§ The request:
Scan the data below for the string "React". Copy every line where it appears.

################

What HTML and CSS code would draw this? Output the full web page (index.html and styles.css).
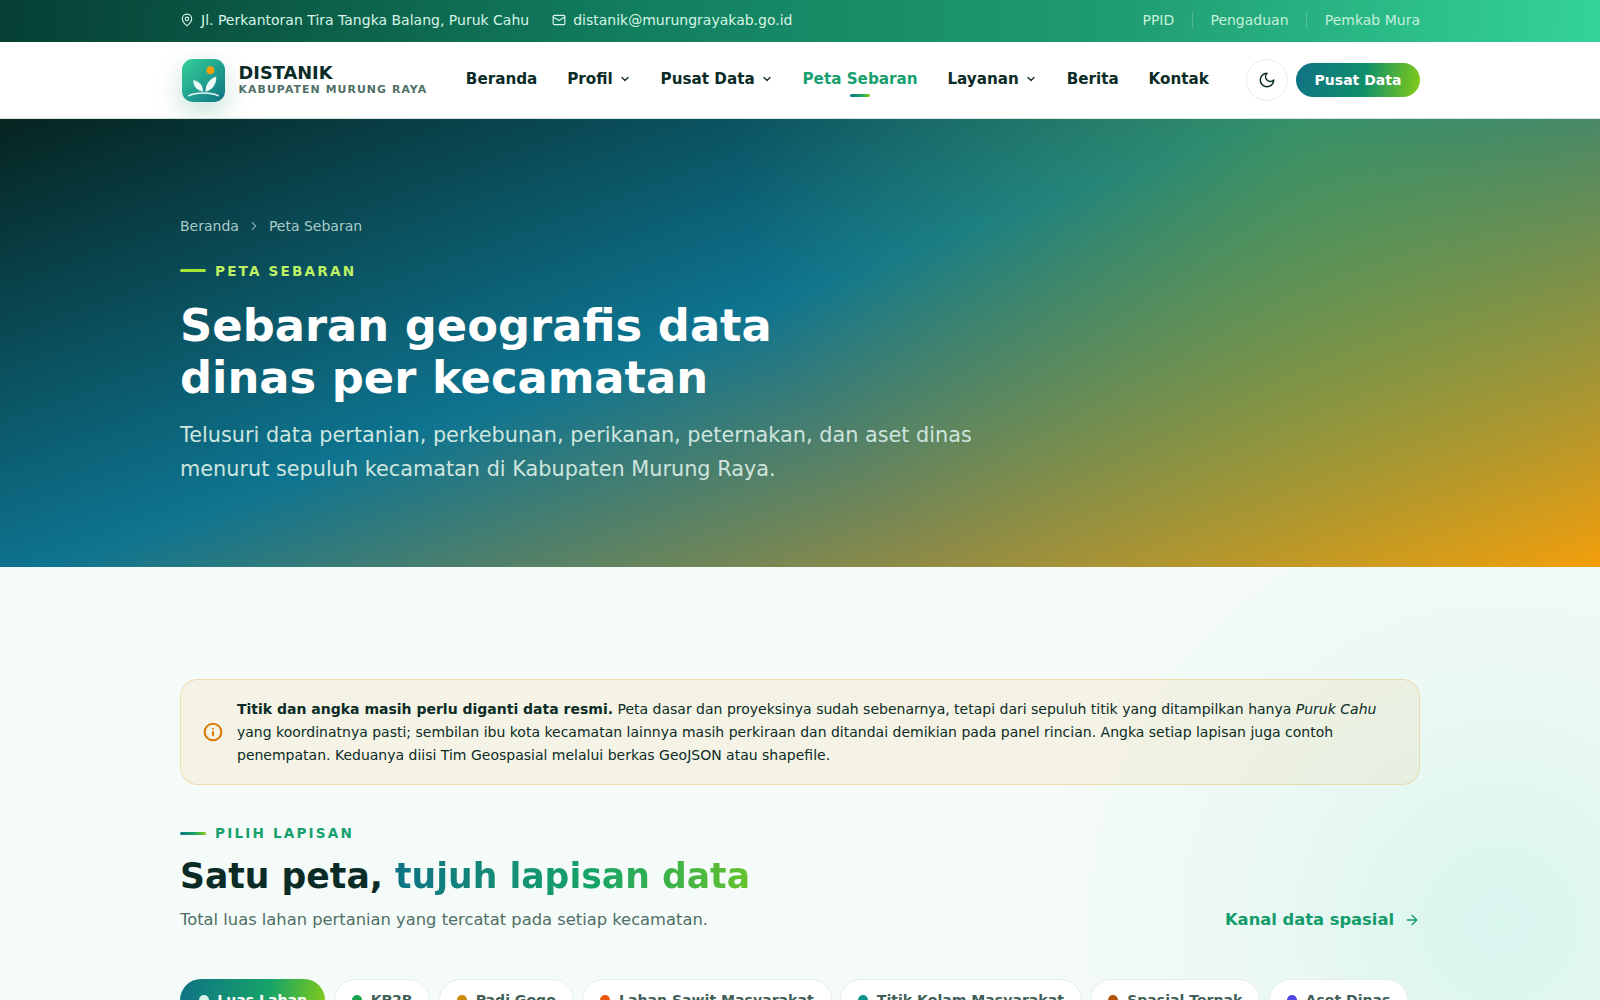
FILE: index.html
```html
<!DOCTYPE html>
<html lang="id">
<head>
<meta charset="utf-8">
<title>Peta Sebaran - DISTANIK</title>
<link rel="stylesheet" href="styles.css">
</head>
<body>
<div class="page">
<div class="topbar">
  <div class="container topbar-in">
    <div class="top-left">
      <span class="top-item">
        <svg class="ic14" viewBox="0 0 24 24" fill="none" stroke="currentColor" stroke-width="2" stroke-linecap="round" stroke-linejoin="round"><path d="M20 10c0 6-8 12-8 12s-8-6-8-12a8 8 0 0 1 16 0Z"/><circle cx="12" cy="10" r="3"/></svg>
        Jl. Perkantoran Tira Tangka Balang, Puruk Cahu</span>
      <span class="top-item">
        <svg class="ic14" viewBox="0 0 24 24" fill="none" stroke="currentColor" stroke-width="2" stroke-linecap="round" stroke-linejoin="round"><rect x="2" y="4" width="20" height="16" rx="2"/><path d="m22 7-10 6L2 7"/></svg>
        distanik@murungrayakab.go.id</span>
    </div>
    <div class="top-right">
      <a>PPID</a><i class="sep"></i><a>Pengaduan</a><i class="sep"></i><a>Pemkab Mura</a>
    </div>
  </div>
</div>
<header class="header">
  <div class="container header-in">
    <div class="brand">
      <span class="logo">
        <svg viewBox="0 0 44 44" width="43" height="43">
          <defs><linearGradient id="lg" x1="0" y1="0" x2="1" y2="1"><stop offset="0" stop-color="#34d399"/><stop offset="1" stop-color="#0f7285"/></linearGradient></defs>
          <rect width="44" height="44" rx="11" fill="url(#lg)"/>
          <circle cx="29" cy="11.500" r="4" fill="#f59e0b"/>
          <path d="M21.500 33.500C15 32 11.500 28 11.500 21.500C18 23 21.500 27 21.500 33.500Z" fill="#fff" fill-opacity=".92"/>
          <path d="M24 33.500C24 26 28 20.500 35 18C35.500 26 31 32 24 33.500Z" fill="#fff" fill-opacity=".92"/>
          <path d="M7 37.500C14 33.800 30 33.800 37 37.500" fill="none" stroke="#fff" stroke-opacity=".9" stroke-width="1.600" stroke-linecap="round"/>
        </svg>
      </span>
      <span class="brand-text"><b>DISTANIK</b><small>KABUPATEN MURUNG RAYA</small></span>
    </div>
    <nav class="nav">
      <a>Beranda</a>
      <a>Profil <svg class="chev" viewBox="0 0 24 24"><path d="m6 9 6 6 6-6"/></svg></a>
      <a>Pusat Data <svg class="chev" viewBox="0 0 24 24"><path d="m6 9 6 6 6-6"/></svg></a>
      <a class="active">Peta Sebaran</a>
      <a>Layanan <svg class="chev" viewBox="0 0 24 24"><path d="m6 9 6 6 6-6"/></svg></a>
      <a>Berita</a>
      <a>Kontak</a>
    </nav>
    <div class="actions">
      <button class="theme"><svg viewBox="0 0 24 24" width="18" height="18" fill="none" stroke="currentColor" stroke-width="2" stroke-linecap="round" stroke-linejoin="round"><path d="M12 3a6 6 0 0 0 9 9 9 9 0 1 1-9-9Z"/></svg></button>
      <a class="cta">Pusat Data</a>
    </div>
  </div>
</header>
<section class="hero">
  <div class="container">
    <div class="crumbs"><span>Beranda</span><svg viewBox="0 0 24 24" class="crumb-ch"><path d="m9 6 6 6-6 6"/></svg><span>Peta Sebaran</span></div>
    <div class="eyebrow light">PETA SEBARAN</div>
    <h1>Sebaran geografis data<br>dinas per kecamatan</h1>
    <p class="lead">Telusuri data pertanian, perkebunan, perikanan, peternakan, dan aset dinas<br>menurut sepuluh kecamatan di Kabupaten Murung Raya.</p>
  </div>
</section>
<main class="main">
  <div class="container">
    <div class="notice">
      <svg class="notice-ic" viewBox="0 0 24 24" fill="none" stroke="currentColor" stroke-width="2.400" stroke-linecap="round"><circle cx="12" cy="12" r="10"/><path d="M12 16v-4"/><path d="M12 8h.01"/></svg>
      <p><strong>Titik dan angka masih perlu diganti data resmi.</strong> Peta dasar dan proyeksinya sudah sebenarnya, tetapi dari sepuluh titik yang ditampilkan hanya <em>Puruk Cahu</em> yang koordinatnya pasti; sembilan ibu kota kecamatan lainnya masih perkiraan dan ditandai demikian pada panel rincian. Angka setiap lapisan juga contoh penempatan. Keduanya diisi Tim Geospasial melalui berkas GeoJSON atau shapefile.</p>
    </div>
    <div class="sec-head">
      <div>
        <div class="eyebrow">PILIH LAPISAN</div>
        <h2>Satu peta, <span class="grad">tujuh lapisan data</span></h2>
        <p class="sub">Total luas lahan pertanian yang tercatat pada setiap kecamatan.</p>
      </div>
      <a class="more">Kanal data spasial <svg viewBox="0 0 24 24" width="16" height="16" fill="none" stroke="currentColor" stroke-width="2" stroke-linecap="round" stroke-linejoin="round"><path d="M5 12h14"/><path d="m12 5 7 7-7 7"/></svg></a>
    </div>
    <div class="pills">
      <span class="pill on"><i class="dot d0"></i>Luas Lahan</span>
      <span class="pill"><i class="dot d1"></i>KP2B</span>
      <span class="pill"><i class="dot d2"></i>Padi Gogo</span>
      <span class="pill"><i class="dot d3"></i>Lahan Sawit Masyarakat</span>
      <span class="pill"><i class="dot d4"></i>Titik Kolam Masyarakat</span>
      <span class="pill"><i class="dot d5"></i>Spasial Ternak</span>
      <span class="pill"><i class="dot d6"></i>Aset Dinas</span>
    </div>
  </div>
</main>
</div>
</body>
</html>
```
FILE: styles.css
```css
* { box-sizing: border-box; }
html, body { margin: 0; padding: 0; }
body { font-family: "DejaVu Sans", sans-serif; color: #0b2b26; }
.page { height: 1000px; overflow: hidden; }
.container { width: 1240px; margin: 0 auto; }
a { color: inherit; text-decoration: none; }

.topbar { height: 42px; background: linear-gradient(92deg, #063f34 0%, #127f5f 40%, #1f9c71 70%, #34d399 100%); color: #d6f5e6; font-size: 14px; }
.topbar-in { height: 40px; display: flex; align-items: center; justify-content: space-between; }
.top-left { display: flex; gap: 23px; }
.top-item { display: flex; align-items: center; gap: 7px; }
.ic14 { width: 14px; height: 14px; }
.top-right { display: flex; align-items: center; gap: 17.600px; color: #c4f0dc; }
.sep { width: 1px; height: 16px; background: rgba(255,255,255,.22); }

.header { height: 77px; background: #fff; border-bottom: 1px solid #d8e6e0; }
.header-in { height: 76px; display: flex; align-items: center; }
.brand { display: flex; align-items: center; gap: 14px; margin: 0 38.500px 0 1.500px; }
.logo { width: 43px; height: 43px; display: block; border-radius: 11px; box-shadow: 0 10px 26px rgba(15,138,99,.25); }
.logo svg { display: block; }
.brand-text { display: flex; flex-direction: column; }
.brand-text b { font-size: 17.800px; line-height: 20px; color: #0b2b26; }
.brand-text small { font-size: 10.880px; line-height: 14px; font-weight: 700; letter-spacing: 1.090px; color: #4f6f67; }
.nav { display: flex; align-items: center; gap: 29.800px; margin-bottom: 2px; font-size: 15.200px; font-weight: 700; color: #0b2b26; }
.nav a { position: relative; display: flex; align-items: center; gap: 4px; }
.chev { width: 12px; height: 12px; fill: none; stroke: currentColor; stroke-width: 2.500; stroke-linecap: round; stroke-linejoin: round; margin-left: 2px; }
.nav .active { color: #17a06f; }
.nav .active::after { content: ""; position: absolute; left: 50%; bottom: -9px; width: 20px; height: 3px; margin-left: -10px; border-radius: 2px; background: linear-gradient(90deg, #0f7285, #16a368 55%, #84cc16); }
.actions { margin-left: auto; display: flex; align-items: center; gap: 8px; }
.theme { width: 42px; height: 42px; border-radius: 50%; border: 1px solid #e6eeeb; background: #fff; color: #0b2b26; display: flex; align-items: center; justify-content: center; padding: 0; }
.cta { height: 34px; width: 124px; border-radius: 17px; display: flex; align-items: center; justify-content: center; color: #fff; font-size: 14px; font-weight: 700; background: linear-gradient(100deg, #0f7285 0%, #0f8f6b 55%, #84cc16 100%); }

.hero { height: 448px; padding-top: 98px; background: radial-gradient(circle 560px at 81% 0%, rgba(132,204,22,.32) 0%, rgba(132,204,22,0) 100%), linear-gradient(160deg, #062420 0%, #0e7490 45%, #f59e0b 100%); color: #fff; }
.crumbs { display: flex; align-items: center; gap: 8px; font-size: 14px; line-height: 18px; color: #a9cac7; }
.crumb-ch { width: 14px; height: 14px; fill: none; stroke: #7fa8a8; stroke-width: 2; stroke-linecap: round; stroke-linejoin: round; }
.eyebrow { display: flex; align-items: center; gap: 9px; font-size: 13.600px; line-height: 18px; font-weight: 700; letter-spacing: 2.180px; color: #17a06f; }
.eyebrow::before { content: ""; width: 26px; height: 3px; border-radius: 2px; background: linear-gradient(90deg, #0f7285, #16a368 55%, #84cc16); }
.eyebrow.light { color: #bef264; margin-top: 26.500px; }
.eyebrow.light::before { background: #a3e635; }
h1 { margin: 20.500px 0 0; font-size: 44.800px; line-height: 52px; font-weight: 700; letter-spacing: 0; }
.lead { margin: 14px 0 0; font-size: 20.800px; line-height: 34px; color: #cfe5df; }

.main { height: 433px; padding-top: 112px; background: radial-gradient(circle 460px at 1500px 357px, #d8f5ee 0%, #e9f8f4 45%, rgba(243,250,248,0) 100%), #f5fbf8; }
.notice { display: flex; align-items: center; gap: 14px; padding: 17.500px 24px 17.500px 22px; border: 1px solid rgba(234,200,110,.5); border-radius: 18px; background: rgba(245,158,11,.08); }
.notice-ic { width: 20px; height: 20px; color: #d97706; flex: none; }
.notice p { margin: 0; font-size: 14px; line-height: 23px; color: #0b2b26; }
.sec-head { display: flex; justify-content: space-between; align-items: flex-end; margin-top: 39px; }
h2 { margin: 12px 0 0; font-size: 34.640px; line-height: 44px; font-weight: 700; }
.grad { background: linear-gradient(90deg, #0f7285, #16a368 55%, #65c22c); -webkit-background-clip: text; background-clip: text; color: transparent; }
.sub { margin: 10px 0 0; font-size: 16.320px; line-height: 24px; color: #4f6f67; }
.more { display: flex; align-items: center; gap: 10px; color: #149c6b; font-size: 16.320px; font-weight: 700; margin-bottom: 3px; }
.pills { display: flex; gap: 8.500px; margin-top: 46.500px; }
.pill { display: flex; align-items: center; gap: 8.700px; height: 42px; padding: 0 17px; border: 1px solid #e6eeeb; border-radius: 21px; background: #fff; font-size: 14.080px; font-weight: 700; color: #3f5f57; white-space: nowrap; }
.pill.on { padding: 0 17.500px; color: #fff; border-color: transparent; background: linear-gradient(100deg, #0f7285, #16a368 60%, #84cc16) border-box; }
.dot { width: 10px; height: 10px; border-radius: 50%; flex: none; }
.d0 { background: #d6f5e6; } .d1 { background: #16a34a; } .d2 { background: #ca8a04; } .d3 { background: #ea580c; } .d4 { background: #0d9488; } .d5 { background: #b45309; } .d6 { background: #4f46e5; }
```
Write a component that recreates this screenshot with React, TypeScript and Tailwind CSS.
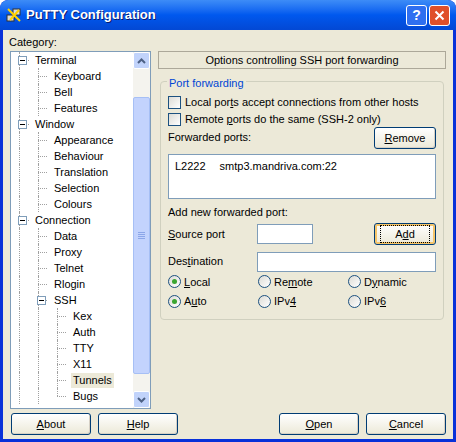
import React from 'react'

const font = { fontFamily: 'Tahoma, "Liberation Sans", Arial, sans-serif' }

type Node = { label: string; level: number; expand?: boolean; selected?: boolean; lines: number[] }

// lines: x positions of vertical dotted guides passing through this row
const tree: Node[] = [
  { label: 'Terminal', level: 0, expand: true, lines: [22] },
  { label: 'Keyboard', level: 1, lines: [22, 41] },
  { label: 'Bell', level: 1, lines: [22, 41] },
  { label: 'Features', level: 1, lines: [22, 41] },
  { label: 'Window', level: 0, expand: true, lines: [22] },
  { label: 'Appearance', level: 1, lines: [22, 41] },
  { label: 'Behaviour', level: 1, lines: [22, 41] },
  { label: 'Translation', level: 1, lines: [22, 41] },
  { label: 'Selection', level: 1, lines: [22, 41] },
  { label: 'Colours', level: 1, lines: [22, 41] },
  { label: 'Connection', level: 0, expand: true, lines: [22] },
  { label: 'Data', level: 1, lines: [22, 41] },
  { label: 'Proxy', level: 1, lines: [22, 41] },
  { label: 'Telnet', level: 1, lines: [22, 41] },
  { label: 'Rlogin', level: 1, lines: [22, 41] },
  { label: 'SSH', level: 1, expand: true, lines: [22, 41] },
  { label: 'Kex', level: 2, lines: [22, 41, 60] },
  { label: 'Auth', level: 2, lines: [22, 41, 60] },
  { label: 'TTY', level: 2, lines: [22, 41, 60] },
  { label: 'X11', level: 2, lines: [22, 41, 60] },
  { label: 'Tunnels', level: 2, selected: true, lines: [22, 41, 60] },
  { label: 'Bugs', level: 2, lines: [22, 41, 60] },
]

const XpButton = ({ children, w = 'w-[80px]', focus }: { children: React.ReactNode; w?: string; focus?: boolean }) => (
  <div className={`${w} h-[22px] rounded-[3px] border border-[#003c74] bg-gradient-to-b from-white to-[#ece9d8] flex items-center justify-center text-[11px] text-black ${focus ? 'shadow-[inset_0_0_0_2px_#f5c56a]' : 'shadow-[inset_-1px_-1px_0_#d6d0c5]'}`}>
    {focus ? <span className="px-[14px] outline-1 outline-dotted outline-black">{children}</span> : children}
  </div>
)

const Check = ({ label }: { label: React.ReactNode }) => (
  <div className="flex items-center gap-[4px] h-[17px]">
    <div className="w-[13px] h-[13px] border border-[#1c5180] bg-gradient-to-br from-[#dcdbd5] to-white" />
    <span>{label}</span>
  </div>
)

const Radio = ({ label, on }: { label: React.ReactNode; on?: boolean }) => (
  <div className="flex items-center gap-[3px]">
    <div className="w-[13px] h-[13px] rounded-full border border-[#1c5180] bg-gradient-to-br from-[#dcdbd5] to-white flex items-center justify-center">
      {on && <div className="w-[5px] h-[5px] rounded-full bg-[#3aa531]" />}
    </div>
    <span>{label}</span>
  </div>
)

const Plus = () => (
  <div className="w-[9px] h-[9px] border border-[#7f9db9] bg-white flex items-center justify-center relative z-10">
    <div className="w-[5px] h-[1px] bg-black" />
  </div>
)

export default function App() {
  return (
    <div style={font} className="w-[456px] h-[442px] bg-[#0831d9] rounded-t-[8px] flex flex-col overflow-hidden text-[11px] text-black">
      {/* Title bar */}
      <div className="h-[30px] flex items-center px-[6px] bg-gradient-to-b from-[#3d8cf7] via-[#0058ee] to-[#0348d4] rounded-t-[8px]">
        <svg width="16" height="16" viewBox="0 0 16 16" className="mr-[4px]">
          <rect x="1" y="8" width="7" height="6" fill="#d8d8d8" stroke="#333" />
          <rect x="7" y="2" width="7" height="6" fill="#d8d8d8" stroke="#333" />
          <path d="M2 2 L14 14 M13 3 L4 13" stroke="#ffd200" strokeWidth="2" />
        </svg>
        <span className="text-white font-bold text-[13px] [text-shadow:1px_1px_0_#0a1a6e] flex-1">PuTTY Configuration</span>
        <div className="w-[21px] h-[21px] rounded-[3px] border border-white bg-[#2f6ff0] text-white font-bold text-[14px] flex items-center justify-center mr-[2px]">?</div>
        <div className="w-[21px] h-[21px] rounded-[3px] border border-white bg-[#e0502a] flex items-center justify-center">
          <svg width="11" height="11" viewBox="0 0 11 11"><path d="M1.5 1.5 L9.5 9.5 M9.5 1.5 L1.5 9.5" stroke="white" strokeWidth="2" /></svg>
        </div>
      </div>

      {/* Body */}
      <div className="flex-1 mx-[3px] mb-[3px] bg-[#ece9d8] flex flex-col px-[5px]">
        <div className="h-[20px] pt-[4px] pl-[1px]">Category:</div>
        <div className="flex gap-[7px]">
          {/* Tree */}
          <div className="w-[141px] h-[358px] border border-[#7f9db9] bg-white flex ml-[2px] mt-[1px]">
            <div className="flex-1 overflow-hidden">
              {tree.map((n) => (
                <div key={n.label} className="h-[16px] relative flex items-center">
                  {n.lines.map((x, i) => {
                    const lastChild = n.label === 'Bugs' && i === 2
                    return (
                      <div key={x} className="absolute top-0 border-l border-dotted border-[#a0a0a0]"
                        style={{ left: x - 14, height: lastChild ? 8 : 16 }} />
                    )
                  })}
                  <div className="absolute top-[8px] border-t border-dotted border-[#a0a0a0]"
                    style={{ left: n.lines[n.lines.length - 1] - 14, width: n.level === 0 ? 10 : 9 }} />
                  <div style={{ marginLeft: n.level * 19 + 4 }} className="w-[14px] flex items-center justify-center">
                    {n.expand ? <Plus /> : null}
                  </div>
                  <span className={`ml-[4px] px-[2px] leading-[15px] relative z-10 ${n.selected ? 'bg-[#ece9d8]' : 'bg-white'}`}>{n.label}</span>
                </div>
              ))}
            </div>
            {/* Scrollbar */}
            <div className="w-[17px] bg-[#f4f3ee] flex flex-col">
              <div className="h-[17px] rounded-[2px] bg-[#c1d3fb] border border-white flex items-center justify-center">
                <svg width="9" height="6" viewBox="0 0 9 6"><path d="M1 5 L4.5 1.5 L8 5" stroke="#4d6185" strokeWidth="2" fill="none" /></svg>
              </div>
              <div className="h-[28px]" />
              <div className="h-[277px] rounded-[2px] bg-[#c3d3fd] border border-[#a6bff5] flex items-center justify-center">
                <div className="flex flex-col gap-[1px]">
                  {[0, 1, 2, 3].map((i) => <div key={i} className="w-[7px] h-[1px] bg-[#8ca6e8]" />)}
                </div>
              </div>
              <div className="flex-1" />
              <div className="h-[17px] rounded-[2px] bg-[#c1d3fb] border border-white flex items-center justify-center">
                <svg width="9" height="6" viewBox="0 0 9 6"><path d="M1 1 L4.5 4.5 L8 1" stroke="#4d6185" strokeWidth="2" fill="none" /></svg>
              </div>
            </div>
          </div>

          {/* Right panel */}
          <div className="flex-1 flex flex-col pt-[1px] pr-[2px]">
            <div className="h-[18px] border border-[#aca899] flex items-center justify-center">Options controlling SSH port forwarding</div>
            <div className="mt-[12px] mx-[2px] h-[239px] border border-[#d0d0bf] rounded-[4px] px-[7px] relative">
              <span className="absolute -top-[7px] left-[6px] px-[2px] bg-[#ece9d8] text-[#0046d5]">Port forwarding</span>
              <div className="pt-[12px]">
                <Check label={<>Local por<u>t</u>s accept connections from other hosts</>} />
                <Check label={<>Remote <u>p</u>orts do the same (SSH-2 only)</>} />
                <div className="flex items-end justify-between h-[19px] mt-[2px]">
                  <span className="mb-[4px]">Forwarded ports:</span>
                  <XpButton w="w-[62px]"><><u>R</u>emove</></XpButton>
                </div>
                <div className="mt-[5px] h-[45px] border border-[#7f9db9] bg-white pl-[6px] pt-[3px]">
                  <span>L2222</span><span className="ml-[14px]">smtp3.mandriva.com:22</span>
                </div>
                <div className="mt-[5px]">Add new forwarded port:</div>
                <div className="flex items-center mt-[3px] h-[21px]">
                  <span className="w-[89px]"><u>S</u>ource port</span>
                  <div className="w-[56px] h-[20px] border border-[#7f9db9] bg-white" />
                  <div className="flex-1" />
                  <XpButton w="w-[62px]" focus><>A<u>d</u>d</></XpButton>
                </div>
                <div className="flex items-center mt-[7px] h-[20px]">
                  <span className="w-[89px]">Des<u>t</u>ination</span>
                  <div className="flex-1 h-[20px] border border-[#7f9db9] bg-white" />
                </div>
                <div className="grid grid-cols-[90px_90px_1fr] mt-[2px] gap-y-[3px]">
                  <Radio on label={<><u>L</u>ocal</>} />
                  <Radio label={<>Re<u>m</u>ote</>} />
                  <Radio label={<>D<u>y</u>namic</>} />
                  <Radio on label={<>A<u>u</u>to</>} />
                  <Radio label={<>IPv<u>4</u></>} />
                  <Radio label={<>IPv<u>6</u></>} />
                </div>
              </div>
            </div>
          </div>
        </div>

        {/* Bottom buttons */}
        <div className="flex mt-[4px] pl-[3px] pr-[2px]">
          <XpButton><><u>A</u>bout</></XpButton>
          <div className="ml-[7px]"><XpButton><><u>H</u>elp</></XpButton></div>
          <div className="flex-1" />
          <XpButton><><u>O</u>pen</></XpButton>
          <div className="ml-[7px]"><XpButton><><u>C</u>ancel</></XpButton></div>
        </div>
      </div>
    </div>
  )
}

################

§ Task answer:
Write a component that recreates this screenshot with React, TypeScript and Tailwind CSS.
import React from 'react'
const XpButton = ({ children, w = 'w-[80px]', focus }: { children: React.ReactNode; w?: string; focus?: boolean }) => (
const Check = ({ label }: { label: React.ReactNode }) => (
const Radio = ({ label, on }: { label: React.ReactNode; on?: boolean }) => (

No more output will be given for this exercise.